[Gluster-devel] Feature help

Wed Nov 12 11:57:40 UTC 2014

Past couple of days have been slow for me and I'm new to the FOP stuff
so I will try and finish something available soon with potentially
some benchmarks. Will try and post the feature page and make some of
the code available.

The API can always be expanded to have atomic stream writes - it's
ends up being an overwrite/append operation so suggestions are very
welcome.

On Tue, Nov 11, 2014 at 1:59 PM, Shyam <srangana at redhat.com> wrote:
> On 11/11/2014 06:40 AM, Rudra Siva wrote:
>>
>> Responses inline ... (removed some of my older parts of post).
>>
>> On Mon, Nov 10, 2014 at 2:11 PM, Shyam <srangana at redhat.com> wrote:
>>>
>>> On 11/01/2014 10:20 AM, Rudra Siva wrote:
>>>>
>>>>
>>>
>>> The response below is based on, reading into this mail and the other mail
>>> that you sent titled "libgfapi object api" which I believe expands on
>>> that
>>> actual APIs that you are thinking of. (the following commentary is to
>>> glean
>>> more information, as this is something that can help small file
>>> performance,
>>> and could be the result of my own misunderstanding :) )
>>>
>>> - Who are the consumers of such an API?
>>> The way I see it, FUSE does not have a direct way to use this
>>> enhancement,
>>> unless we think of ways, like the ones that Ben proposed to defer and
>>> detect
>>> small file creates.
>>>
>>> Neither does NFS or SMB protocol implementations.
>>>
>>> Swift has a use case here, as they need to put/get objects atomically and
>>> can have a good benefit of having a single API rather than plough through
>>> multiple ones and ensuring atomicity using renames (again stated by Ben
>>> in
>>> the other mail).

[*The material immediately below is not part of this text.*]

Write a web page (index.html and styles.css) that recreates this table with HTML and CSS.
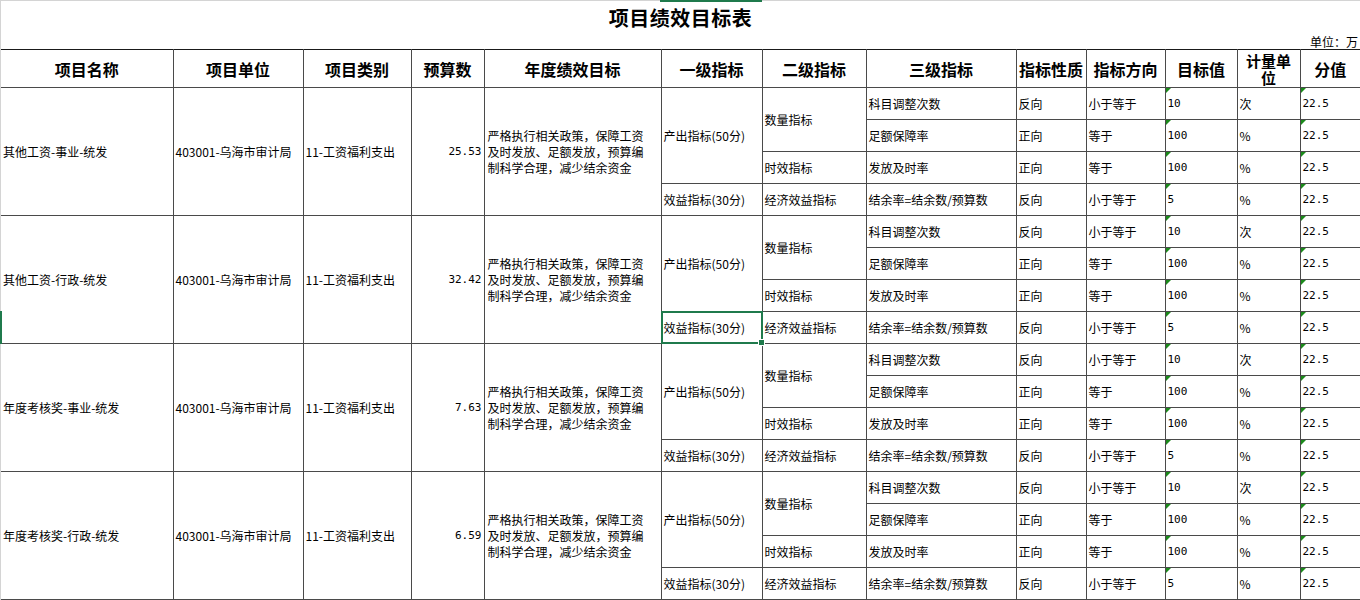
FILE: index.html
```html
<!DOCTYPE html>
<html lang="zh">
<head>
<meta charset="utf-8">
<title>项目绩效目标表</title>
<link rel="stylesheet" href="styles.css">
</head>
<body>
<div class="sheet">
  <div class="col-mark"></div>
  <div class="row-mark"></div>
  <div class="title">项目绩效目标表</div>
  <div class="unit">单位：万</div>
  <table class="grid">
    <colgroup>
      <col class="w1"><col class="w2"><col class="w3"><col class="w4"><col class="w5"><col class="w6"><col class="w7"><col class="w8"><col class="w9"><col class="w10"><col class="w11"><col class="w12"><col class="w13">
    </colgroup>
    <thead>
      <tr class="head">
        <th class="first">项目名称</th><th>项目单位</th><th>项目类别</th><th>预算数</th><th>年度绩效目标</th><th>一级指标</th><th>二级指标</th><th>三级指标</th><th>指标性质</th><th>指标方向</th><th>目标值</th><th class="wrap">计量单<br>位</th><th>分值</th>
      </tr>
    </thead>
    <tbody>
      <tr>
        <td rowspan="4" class="first">其他工资-事业-统发</td>
        <td rowspan="4">403001-乌海市审计局</td>
        <td rowspan="4">11-工资福利支出</td>
        <td rowspan="4" class="num">25.53</td>
        <td rowspan="4" class="goal">严格执行相关政策，保障工资<br>及时发放、足额发放，预算编<br>制科学合理，减少结余资金</td>
        <td rowspan="3">产出指标(50分)</td>
        <td rowspan="2">数量指标</td>
        <td>科目调整次数</td><td>反向</td><td>小于等于</td><td class="flag">10</td><td>次</td><td class="flag">22.5</td>
      </tr>
      <tr><td>足额保障率</td><td>正向</td><td>等于</td><td class="flag">100</td><td>%</td><td class="flag">22.5</td></tr>
      <tr><td>时效指标</td><td>发放及时率</td><td>正向</td><td>等于</td><td class="flag">100</td><td>%</td><td class="flag">22.5</td></tr>
      <tr><td>效益指标(30分)</td><td>经济效益指标</td><td>结余率=结余数/预算数</td><td>反向</td><td>小于等于</td><td class="flag">5</td><td>%</td><td class="flag">22.5</td></tr>

      <tr>
        <td rowspan="4" class="first">其他工资-行政-统发</td>
        <td rowspan="4">403001-乌海市审计局</td>
        <td rowspan="4">11-工资福利支出</td>
        <td rowspan="4" class="num">32.42</td>
        <td rowspan="4" class="goal">严格执行相关政策，保障工资<br>及时发放、足额发放，预算编<br>制科学合理，减少结余资金</td>
        <td rowspan="3">产出指标(50分)</td>
        <td rowspan="2">数量指标</td>
        <td>科目调整次数</td><td>反向</td><td>小于等于</td><td class="flag">10</td><td>次</td><td class="flag">22.5</td>
      </tr>
      <tr><td>足额保障率</td><td>正向</td><td>等于</td><td class="flag">100</td><td>%</td><td class="flag">22.5</td></tr>
      <tr><td>时效指标</td><td>发放及时率</td><td>正向</td><td>等于</td><td class="flag">100</td><td>%</td><td class="flag">22.5</td></tr>
      <tr><td class="selected">效益指标(30分)<span class="handle"></span></td><td>经济效益指标</td><td>结余率=结余数/预算数</td><td>反向</td><td>小于等于</td><td class="flag">5</td><td>%</td><td class="flag">22.5</td></tr>

      <tr>
        <td rowspan="4" class="first">年度考核奖-事业-统发</td>
        <td rowspan="4">403001-乌海市审计局</td>
        <td rowspan="4">11-工资福利支出</td>
        <td rowspan="4" class="num">7.63</td>
        <td rowspan="4" class="goal">严格执行相关政策，保障工资<br>及时发放、足额发放，预算编<br>制科学合理，减少结余资金</td>
        <td rowspan="3">产出指标(50分)</td>
        <td rowspan="2">数量指标</td>
        <td>科目调整次数</td><td>反向</td><td>小于等于</td><td class="flag">10</td><td>次</td><td class="flag">22.5</td>
      </tr>
      <tr><td>足额保障率</td><td>正向</td><td>等于</td><td class="flag">100</td><td>%</td><td class="flag">22.5</td></tr>
      <tr><td>时效指标</td><td>发放及时率</td><td>正向</td><td>等于</td><td class="flag">100</td><td>%</td><td class="flag">22.5</td></tr>
      <tr><td>效益指标(30分)</td><td>经济效益指标</td><td>结余率=结余数/预算数</td><td>反向</td><td>小于等于</td><td class="flag">5</td><td>%</td><td class="flag">22.5</td></tr>

      <tr>
        <td rowspan="4" class="first">年度考核奖-行政-统发</td>
        <td rowspan="4">403001-乌海市审计局</td>
        <td rowspan="4">11-工资福利支出</td>
        <td rowspan="4" class="num">6.59</td>
        <td rowspan="4" class="goal">严格执行相关政策，保障工资<br>及时发放、足额发放，预算编<br>制科学合理，减少结余资金</td>
        <td rowspan="3">产出指标(50分)</td>
        <td rowspan="2">数量指标</td>
        <td>科目调整次数</td><td>反向</td><td>小于等于</td><td class="flag">10</td><td>次</td><td class="flag">22.5</td>
      </tr>
      <tr><td>足额保障率</td><td>正向</td><td>等于</td><td class="flag">100</td><td>%</td><td class="flag">22.5</td></tr>
      <tr><td>时效指标</td><td>发放及时率</td><td>正向</td><td>等于</td><td class="flag">100</td><td>%</td><td class="flag">22.5</td></tr>
      <tr><td>效益指标(30分)</td><td>经济效益指标</td><td>结余率=结余数/预算数</td><td>反向</td><td>小于等于</td><td class="flag">5</td><td>%</td><td class="flag">22.5</td></tr>
    </tbody>
  </table>
</div>
</body>
</html>
```
FILE: styles.css
```css
html, body {
  margin: 0;
  padding: 0;
  background: #ffffff;
}
body {
  font-family: "Noto Sans CJK SC", "Noto Sans", sans-serif;
  color: #000;
  width: 1360px;
  height: 600px;
  overflow: hidden;
}
.sheet {
  position: relative;
  border-top: 1px solid #d4d4d4;
  border-left: 1px solid #d4d4d4;
  width: 1359px;
}
.col-mark {
  position: absolute;
  top: -1px;
  left: 659px;
  width: 102px;
  height: 2px;
  background: #1f7a4c;
}
.row-mark {
  position: absolute;
  left: -1px;
  top: 310px;
  width: 2px;
  height: 33px;
  background: #1f7a4c;
}
.title {
  height: 34px;
  line-height: 34px;
  text-align: center;
  font-size: 20px;
  font-weight: 700;
  letter-spacing: 0.5px;
}
.unit {
  height: 14px;
  line-height: 14px;
  font-size: 12px;
  text-align: right;
  padding-right: 2px;
}
.grid {
  border-collapse: collapse;
  table-layout: fixed;
  width: 1359px;
  font-size: 12px;
}
.w1 { width: 172px; }
.w2 { width: 130px; }
.w3 { width: 108px; }
.w4 { width: 73px; }
.w5 { width: 177px; }
.w6 { width: 101px; }
.w7 { width: 104px; }
.w8 { width: 150px; }
.w9 { width: 70px; }
.w10 { width: 79px; }
.w11 { width: 72px; }
.w12 { width: 63px; }
.w13 { width: 60px; }

.grid th,
.grid td {
  border: 1px solid #4a4a4a;
  padding: 0 2px;
  overflow: hidden;
  white-space: nowrap;
  vertical-align: middle;
  text-align: left;
  position: relative;
}
.grid th.first,
.grid td.first {
  border-left: none;
}
.grid th:last-child,
.grid td:last-child {
  border-right: none;
}
.grid th {
  border-top-color: #1a1a1a;
  height: 37px;
  font-size: 16px;
  font-weight: 700;
  text-align: center;
  line-height: 18px;
  padding: 0;
}
.grid th.wrap {
  font-size: 15px;
  line-height: 17px;
}
.grid td {
  height: 31px;
  line-height: 16px;
}
.grid td.num {
  text-align: right;
  font-family: "DejaVu Sans Mono", monospace;
  font-size: 11px;
}
.grid td.goal {
  padding-left: 3px;
}
.grid td.flag {
  font-family: "DejaVu Sans Mono", monospace;
  font-size: 11px;
}
.grid td.flag::before {
  content: "";
  position: absolute;
  top: 0;
  left: 0;
  border-top: 5px solid #1b8a1b;
  border-right: 5px solid transparent;
}
.grid td.selected {
  overflow: visible;
}
.grid td.selected::after {
  content: "";
  position: absolute;
  top: -1px;
  left: -1px;
  right: -1px;
  bottom: -1px;
  border: 2px solid #1f7a4c;
  z-index: 1;
}
.handle {
  position: absolute;
  right: -3px;
  bottom: -3px;
  width: 5px;
  height: 5px;
  background: #1f7a4c;
  border: 1px solid #fff;
  z-index: 2;
}
```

BUT, we cannot have the entire object that we need to
>>> write
>>> and then invoke the API (consider an object 1GB in size). So instead
>>> Swift
>>> would have to use this when it has an entire object and do some
>>> optimization
>>> like the ones suggested for FUSE like Ben.
>>>
>>> Hence the question, who are the consumers of this API?
>>>
>> It should help applications and developers that are reading/writing
>> small files which they know are small files to begin with. They may
>> know they are dealing with a small files (by way of size, location
>> etc.) - swift is one example application but in the real world there
>> are probably many others - and they should benefit (at-least that's
>> the intent).
>>
>
> Agreed, do you have an example of such an application in mind? It helps to
> design the API if we have multiple examples, so that it can be as generic as
> needed.
>
> For example, Swift *put*, streams data to the object store (I use terms
> loosely here), so the caller of this API would not wait to accumulate the
> write stream, for the atomic nature of the current suggested write. Rather I
> would want to stream write (if possible) to be atomic, that can handle the
> create/open/write/sync/close FOPs in general, when the file is non-trivial
> in size.
>
>>> - Do these interfaces create the files if absent on writes?
>>>
>> Yes, at the present time the code I'm working with creates files if
>> they are absent.
>>
>>> IOW, is this for existing objects/files or to extend the use case into
>>> creating and writing files as objects?
>>>
>> Nothing really stops one from reading/writing an existing file as an
>> object and vice-versa at this time- reading/writing a bunch of small
>> files eg. say 300-400 bytes each should be faster with the object API
>> than reading as files - if something is 1 GB - it probably does not
>> fit the definition of small files but one could work with it
>> atomically if desired - I think the real pain and gain is for
>> applications dealing with lots of small files on Gluster.
>
>
> My concern here is that, I see this work as having to add to the FOP list
> (as you suggested in another mail), so I am thinking how to make best use of
> it, before expanding the same and implementing don't cares or the FOP itself
> in each xlator. Did you have an alternative way of getting this done?
>
>>
>>>>
>>>> The following is what I was thinking - please feel free to correct me
>>>> or guide me if someone has already done some ground work on this.
>>>>
>>>> For read, multiple objects can be provided and they should be
>>>> separated for read from appropriate brick based on the DHT flag - this
>>>> will help avoid multiple lookups from all servers. In the absence of
>>>> DHT they would be sent to all but only the ones that contain the
>>>> object respond (it's more like a multiple file lookup request).
>>>
>>>
>>>
>>> The above section for me is sketchy in details, but the following
>>> questions
>>> do crop up,
>>> - What do you mean by "separated for read from appropriate brick based on
>>> the DHT flag"?
>>>
>> Haven't given this much thought on this after that - presently trying
>> to get the write these working with just 1 brick.
>>>
>>>
>>>
>>> There was a mention of writing a feature page for this enhancement, I
>>> would
>>> suggest doing that, even if premature, so that details are better
>>> elaborated
>>> and understood (by me at least).
>>>
>> If someone can tell me how to get content into the feature page for
>> the libgfapi object API - I would be happy to post details, get
>> feedback and put WIP status.
>
>
> Hmmm... create an account in, http://www.gluster.org
> and, check the feature template in,
> http://www.gluster.org/community/documentation/index.php/Planning37#Proposing_New_Features
> to help with this.
>
> Or other forms like Google docs. text files to the devel list are viable
> options.
>
> Shyam

-- 
-Siva